Let's briefly look at the $100 Zwilling Enfinigy Electric Pepper Mill. Stacking it up against the $7 electric pepper grinder I bought about 5 years ago by mistake, for which this was the replacement, I have some serious complaints. Zwilling ain't the brand they used to be, it would seem.

Why is it bad?

It can't grind while it charges, and if it discharges you can't run it manually. This requires you to own a back-up pepper grinder, because you usually don't need pepper in about 20 minutes or so. Even when the mill is charged, it mills pepper quite slowly. I like flavour, so I'm usually waiting around for a minute or so, or much longer if I'm cooking something. However, the kicker is that the mill is wildly breakable. Mine produced more e-waste than it ever did ground pepper, even including my one successful repair.

What broke?

After about a dozen grinds, less than one full charge of the battery, the button on the side got stuck in the "in" position. There was an audible snap, and the mill wouldn't turn on any more. I put it aside for a few months, after which I dug in and fixed it. It was quite fixable though! After some mild disassembly, a little plastic needed to be shaved off before the button wouldn't catch any more.

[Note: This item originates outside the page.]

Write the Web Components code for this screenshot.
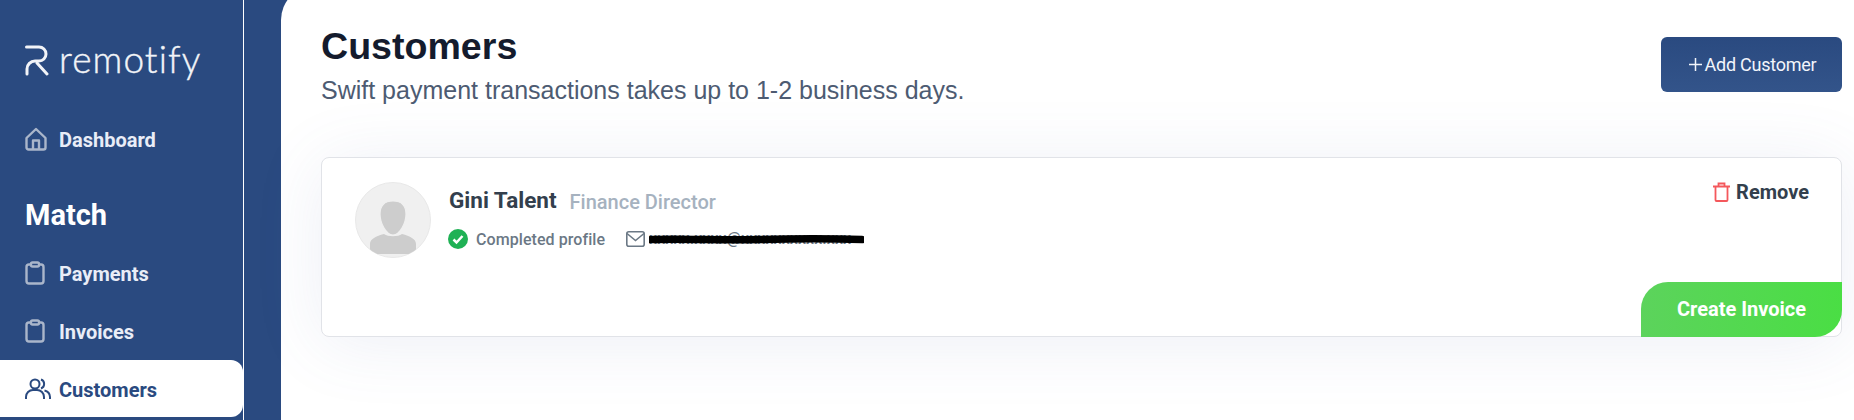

However, about 5 grinds later, the mill wouldn't turn on again and battery wouldn't charge. No measurable power draw when plugging the mill in, just complete failure. So, I had recycle what is effectively a new Zwilling pepper mill. Compare this to the $7 el-cheapo one which lasted 5 years, was repeatedly dropped, and never gave me any trouble at all until the plastic gear train wore out.